EXERCISE: Pull every line containing "this" from the entries.

SUPPLIED MATERIAL:

= = = =

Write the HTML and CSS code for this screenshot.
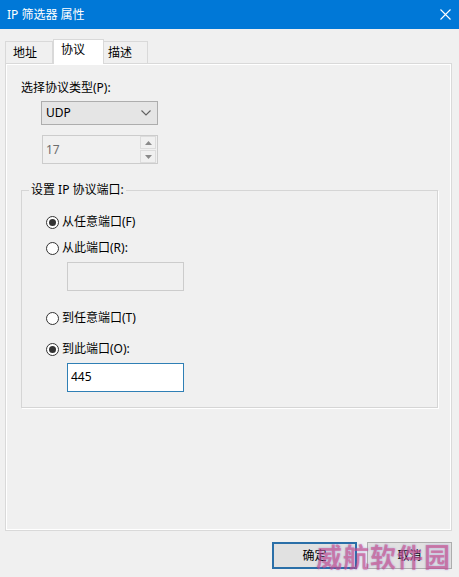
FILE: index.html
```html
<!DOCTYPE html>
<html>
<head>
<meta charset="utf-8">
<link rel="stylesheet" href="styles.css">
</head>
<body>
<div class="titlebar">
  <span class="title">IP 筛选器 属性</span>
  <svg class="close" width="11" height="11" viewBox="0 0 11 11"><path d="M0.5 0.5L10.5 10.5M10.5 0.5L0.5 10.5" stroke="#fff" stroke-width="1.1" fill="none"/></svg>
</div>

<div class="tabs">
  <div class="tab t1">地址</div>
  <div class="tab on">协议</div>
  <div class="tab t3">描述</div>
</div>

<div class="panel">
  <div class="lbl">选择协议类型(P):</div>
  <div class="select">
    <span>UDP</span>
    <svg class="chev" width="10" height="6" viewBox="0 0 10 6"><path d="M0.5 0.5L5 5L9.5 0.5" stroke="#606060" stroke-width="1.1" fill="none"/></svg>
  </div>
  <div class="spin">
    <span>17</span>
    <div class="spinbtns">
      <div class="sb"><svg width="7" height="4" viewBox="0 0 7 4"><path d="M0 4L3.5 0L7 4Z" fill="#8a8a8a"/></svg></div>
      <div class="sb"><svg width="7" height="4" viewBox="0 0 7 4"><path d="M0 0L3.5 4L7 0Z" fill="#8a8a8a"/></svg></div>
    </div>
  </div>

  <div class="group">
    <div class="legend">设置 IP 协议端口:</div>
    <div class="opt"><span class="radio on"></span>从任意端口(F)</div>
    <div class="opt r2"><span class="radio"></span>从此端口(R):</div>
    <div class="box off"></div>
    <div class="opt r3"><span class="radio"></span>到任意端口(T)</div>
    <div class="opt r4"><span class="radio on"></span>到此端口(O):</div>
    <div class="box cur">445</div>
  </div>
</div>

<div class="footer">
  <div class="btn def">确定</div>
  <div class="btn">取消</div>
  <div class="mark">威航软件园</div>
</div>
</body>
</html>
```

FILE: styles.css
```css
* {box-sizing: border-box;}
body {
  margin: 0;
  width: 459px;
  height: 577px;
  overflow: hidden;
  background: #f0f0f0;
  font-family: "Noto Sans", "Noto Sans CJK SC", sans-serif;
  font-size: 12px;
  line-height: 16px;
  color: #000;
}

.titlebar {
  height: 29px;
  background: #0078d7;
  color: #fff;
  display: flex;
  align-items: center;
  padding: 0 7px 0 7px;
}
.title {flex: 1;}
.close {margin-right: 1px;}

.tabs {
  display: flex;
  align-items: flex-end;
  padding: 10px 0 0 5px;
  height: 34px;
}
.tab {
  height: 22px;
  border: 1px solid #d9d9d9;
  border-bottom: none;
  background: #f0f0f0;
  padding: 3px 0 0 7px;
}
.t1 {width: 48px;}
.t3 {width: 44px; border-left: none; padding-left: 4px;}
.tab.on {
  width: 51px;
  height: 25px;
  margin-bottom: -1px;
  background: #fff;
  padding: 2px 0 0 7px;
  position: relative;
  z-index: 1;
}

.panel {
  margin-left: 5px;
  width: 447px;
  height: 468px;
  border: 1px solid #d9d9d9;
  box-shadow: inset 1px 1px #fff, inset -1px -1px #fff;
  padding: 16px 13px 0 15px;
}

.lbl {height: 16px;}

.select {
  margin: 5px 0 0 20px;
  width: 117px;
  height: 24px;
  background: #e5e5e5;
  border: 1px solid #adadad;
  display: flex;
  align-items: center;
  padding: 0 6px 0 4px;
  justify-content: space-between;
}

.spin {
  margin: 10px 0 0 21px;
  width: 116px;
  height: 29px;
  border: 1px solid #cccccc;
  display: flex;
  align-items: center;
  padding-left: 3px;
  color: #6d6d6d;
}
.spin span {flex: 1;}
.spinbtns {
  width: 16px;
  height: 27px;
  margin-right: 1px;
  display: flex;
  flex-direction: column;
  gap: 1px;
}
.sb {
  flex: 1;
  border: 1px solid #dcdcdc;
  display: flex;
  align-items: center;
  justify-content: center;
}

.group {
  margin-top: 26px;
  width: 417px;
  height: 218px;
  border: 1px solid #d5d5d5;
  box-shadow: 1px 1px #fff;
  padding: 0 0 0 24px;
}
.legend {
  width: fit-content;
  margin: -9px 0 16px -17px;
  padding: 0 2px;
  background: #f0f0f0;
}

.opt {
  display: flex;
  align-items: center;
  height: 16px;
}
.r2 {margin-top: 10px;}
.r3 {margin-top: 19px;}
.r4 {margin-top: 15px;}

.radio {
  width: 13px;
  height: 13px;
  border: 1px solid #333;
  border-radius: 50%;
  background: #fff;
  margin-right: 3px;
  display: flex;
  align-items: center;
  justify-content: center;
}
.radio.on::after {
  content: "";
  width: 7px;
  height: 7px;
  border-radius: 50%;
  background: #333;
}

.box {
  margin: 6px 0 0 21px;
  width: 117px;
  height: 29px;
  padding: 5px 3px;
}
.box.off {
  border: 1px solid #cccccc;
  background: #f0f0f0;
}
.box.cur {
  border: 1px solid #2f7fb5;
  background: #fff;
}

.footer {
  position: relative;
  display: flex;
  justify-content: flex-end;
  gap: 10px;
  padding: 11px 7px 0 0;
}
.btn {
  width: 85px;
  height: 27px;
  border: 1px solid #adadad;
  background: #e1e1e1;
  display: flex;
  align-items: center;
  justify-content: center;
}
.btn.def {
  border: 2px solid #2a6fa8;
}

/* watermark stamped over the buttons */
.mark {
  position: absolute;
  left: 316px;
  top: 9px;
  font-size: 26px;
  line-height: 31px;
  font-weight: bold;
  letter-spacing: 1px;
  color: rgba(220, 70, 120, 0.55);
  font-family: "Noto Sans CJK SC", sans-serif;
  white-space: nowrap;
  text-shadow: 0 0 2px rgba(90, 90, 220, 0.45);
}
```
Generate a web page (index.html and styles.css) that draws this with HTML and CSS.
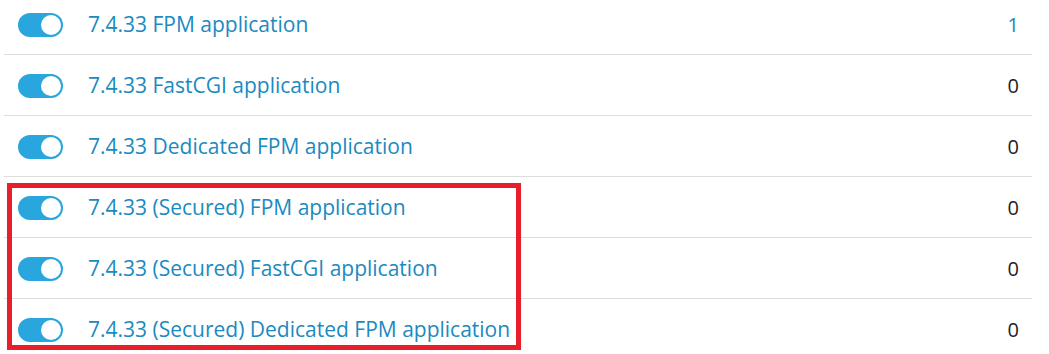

= = = =

WRITTEN SOLUTION:
Write the HTML and CSS code for this screenshot.
Generate a web page (index.html and styles.css) that draws this with HTML and CSS.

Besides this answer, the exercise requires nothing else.